Locals share what makes Erfurt special and where visitors should go
The interviews shift to asking people what they love about Erfurt and what they'd recommend. The Krämerbrücke emerges as the crown jewel—the only continuously inhabited bridge in all of Europe, built in 1325, named for the merchants ('Kremer') who lived there. One local recommends the Petersberg as an underrated gem, especially the new footbridge and views of the Dom. The cathedral gets mentioned repeatedly. Parks like Egerpark and Luisenpark are praised as beautiful and clean, though fewer tourists know about them. The spring festival ('Frühlingsrummel') and Christmas market come up. Klein Venedig is recommended as an off-the-beaten-path area with international vibes. Locals consistently mention the people as the real draw—'die Menschen sind wahnsinnig freundlich'—the people are incredibly friendly. One recommends a specific restaurant, F 45, and suggests exploring hidden street art on painted electricity boxes ('bemalten Stromkästchen'). The collective vibe: Erfurt isn't a major tourist destination, but locals feel protective of it, proud of its culture and accessibility.

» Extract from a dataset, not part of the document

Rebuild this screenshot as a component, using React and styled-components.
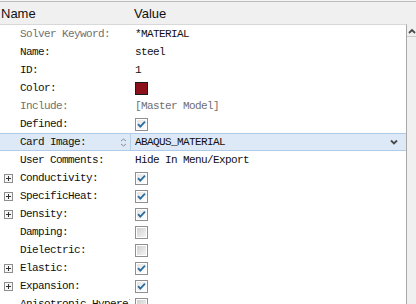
import React from 'react';
import styled, { createGlobalStyle } from 'styled-components';

const GlobalStyle = createGlobalStyle`
  html, body {
    margin: 0;
    background: #f4f4f4;
    overflow: hidden;
  }
`;

const rows = [
  { label: 'Solver Keyword:', dim: true, value: '*MATERIAL' },
  { label: 'Name:', value: 'steel' },
  { label: 'ID:', value: '1' },
  { label: 'Color:', color: '#8c0f1c' },
  { label: 'Include:', dim: true, value: '[Master Model]', dimValue: true },
  { label: 'Defined:', check: true },
  { label: 'Card Image:', value: 'ABAQUS_MATERIAL', active: true },
  { label: 'User Comments:', value: 'Hide In Menu/Export' },
  { label: 'Conductivity:', plus: true, check: true },
  { label: 'SpecificHeat:', plus: true, check: true },
  { label: 'Density:', plus: true, check: true },
  { label: 'Damping:', check: false },
  { label: 'Dielectric:', check: false },
  { label: 'Elastic:', plus: true, check: true },
  { label: 'Expansion:', plus: true, check: true },
  { label: 'Anisotropic Hyperelastic:', check: false },
];

function CheckBox({ on }) {
  return (
    <svg width="13" height="13" viewBox="0 0 13 13">
      <defs>
        <linearGradient id={on ? 'cbOn' : 'cbOff'} x1="0" y1="0" x2="1" y2="1">
          <stop offset="0" stopColor={on ? '#e4e4e4' : '#cfcfcf'} />
          <stop offset="1" stopColor={on ? '#ffffff' : '#f4f4f4'} />
        </linearGradient>
      </defs>
      <rect x="0.5" y="0.5" width="12" height="12" fill="#fff" stroke="#8f8f8f" />
      <rect x="2" y="2" width="9" height="9" fill={`url(#${on ? 'cbOn' : 'cbOff'})`} />
      {on && (
        <path d="M3 6.2 L5.3 8.6 L10 3.6" fill="none" stroke="#2a6e9e" strokeWidth="1.8" />
      )}
    </svg>
  );
}

function Expander() {
  return (
    <svg width="9" height="9" viewBox="0 0 9 9">
      <rect x="0.5" y="0.5" width="8" height="8" fill="#f7f7f7" stroke="#8d8d8d" />
      <path d="M2 4.5 H7 M4.5 2 V7" stroke="#333" strokeWidth="1" />
    </svg>
  );
}

function Spinner() {
  return (
    <svg width="7" height="9" viewBox="0 0 7 9">
      <path d="M1 3 L3.5 1 L6 3 M1 6 L3.5 8 L6 6" fill="none" stroke="#8a8a8a" strokeWidth="1" />
    </svg>
  );
}

function Chevron({ up }) {
  return (
    <svg width="8" height="6" viewBox="0 0 8 6">
      <path d={up ? 'M1 5 L4 2 L7 5' : 'M1 1.5 L4 4.5 L7 1.5'} fill="none" stroke="#4a4a4a" strokeWidth="1.8" />
    </svg>
  );
}

export default function App() {
  return (
    <>
      <GlobalStyle />
      <Frame>
        <Header>
          <HeadCell>Name</HeadCell>
          <HeadCell>Value</HeadCell>
        </Header>
        <Body>
          <Grid>
            {rows.map(r => (
              <Row key={r.label} active={r.active}>
                <LabelCell active={r.active}>
                  {r.plus ? <Expander /> : <Gap />}
                  <Label dim={r.dim}>{r.label}</Label>
                  {r.active && <SpinSlot><Spinner /></SpinSlot>}
                </LabelCell>
                <ValueCell>
                  {r.value && <Value dim={r.dimValue}>{r.value}</Value>}
                  {r.color && <Swatch color={r.color} />}
                  {r.check !== undefined && <CheckBox on={r.check} />}
                  {r.active && <DropSlot><Chevron /></DropSlot>}
                </ValueCell>
              </Row>
            ))}
          </Grid>
          <ScrollBar>
            <ScrollButton><Chevron up /></ScrollButton>
          </ScrollBar>
        </Body>
      </Frame>
    </>
  );
}

const Frame = styled.div`
  margin-top: 1px;
  width: 416px;
  height: 303px;
  display: flex;
  flex-direction: column;
  border-top: 1px solid #bdbdbd;
  box-sizing: border-box;
  background: #f0f0f0;
  overflow: hidden;
`
const Header = styled.div`
  height: 22px;
  flex: none;
  display: grid;
  grid-template-columns: 133px 1fr;
  padding-left: 1px;
  align-items: center;
  font-family: "Liberation Sans", Arial, sans-serif;
  font-size: 13px;
  color: #111;
`
const HeadCell = styled.div`
  padding-top: 1px;
`
const Body = styled.div`
  flex: 1;
  display: flex;
  min-height: 0;
`
const Grid = styled.div`
  flex: 1;
  background: #fff;
  border-top: 1px solid #d8d8d8;
  border-right: 1px solid #a8a8a8;
  overflow: hidden;
`
const Row = styled.div`
  height: 18px;
  display: grid;
  grid-template-columns: 131px 1fr;
  align-items: center;
  box-sizing: border-box;
  background: ${p => (p.active ? '#dde9f6' : 'transparent')};
  border-top: 1px solid ${p => (p.active ? '#b0cbe7' : 'transparent')};
  border-bottom: 1px solid ${p => (p.active ? '#b0cbe7' : 'transparent')};
  font-family: "Liberation Mono", "DejaVu Sans Mono", monospace;
  font-size: 11px;
  letter-spacing: -0.6px;
  color: #111;
`
const LabelCell = styled.div`
  height: 100%;
  display: flex;
  align-items: center;
  gap: 7px;
  padding-left: 4px;
  box-sizing: border-box;
  border-right: 1px solid ${p => (p.active ? '#b8cfe8' : 'transparent')};
  overflow: hidden;
  white-space: nowrap;
`
const Gap = styled.span`
  width: 9px;
  flex: none;
`
const Label = styled.span`
  flex: 1;
  color: ${p => (p.dim ? '#707070' : '#111')};
  overflow: hidden;
`
const SpinSlot = styled.span`
  width: 10px;
  display: flex;
  align-items: center;
  flex: none;
`
const ValueCell = styled.div`
  display: flex;
  align-items: center;
  padding-left: 4px;
  white-space: nowrap;
`
const Value = styled.span`
  flex: 1;
  color: ${p => (p.dim ? '#707070' : '#111')};
`
const Swatch = styled.span`
  width: 11px;
  height: 11px;
  background: ${p => p.color};
  border: 1px solid #1a1a1a;
`
const DropSlot = styled.span`
  width: 16px;
  display: flex;
  align-items: center;
  flex: none;
`
const ScrollBar = styled.div`
  width: 9px;
  flex: none;
  background: #f0f0f0;
  display: flex;
  flex-direction: column;
`
const ScrollButton = styled.div`
  height: 11px;
  margin-top: 1px;
  display: flex;
  align-items: center;
  justify-content: center;
  border-bottom: 1px solid #c9c9c9;
`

Janusz's takeaway and membership plug
Janusz wraps the episode by saying what struck him most was the people—warm, loving, open. Locals who visited him came from surrounding villages, all radiating genuine kindness. He closes with a call to join Easy German's membership program on easygerman.org to access more materials for learning German. The entire episode exemplifies the channel's core mission: German isn't learned from textbooks, it's learned by listening to how real people talk in real places. Erfurt's residents—students, workers, retirees, artists, parents—all speak with their own rhythm, vocabulary, and emotional coloring. That's the content worth capturing.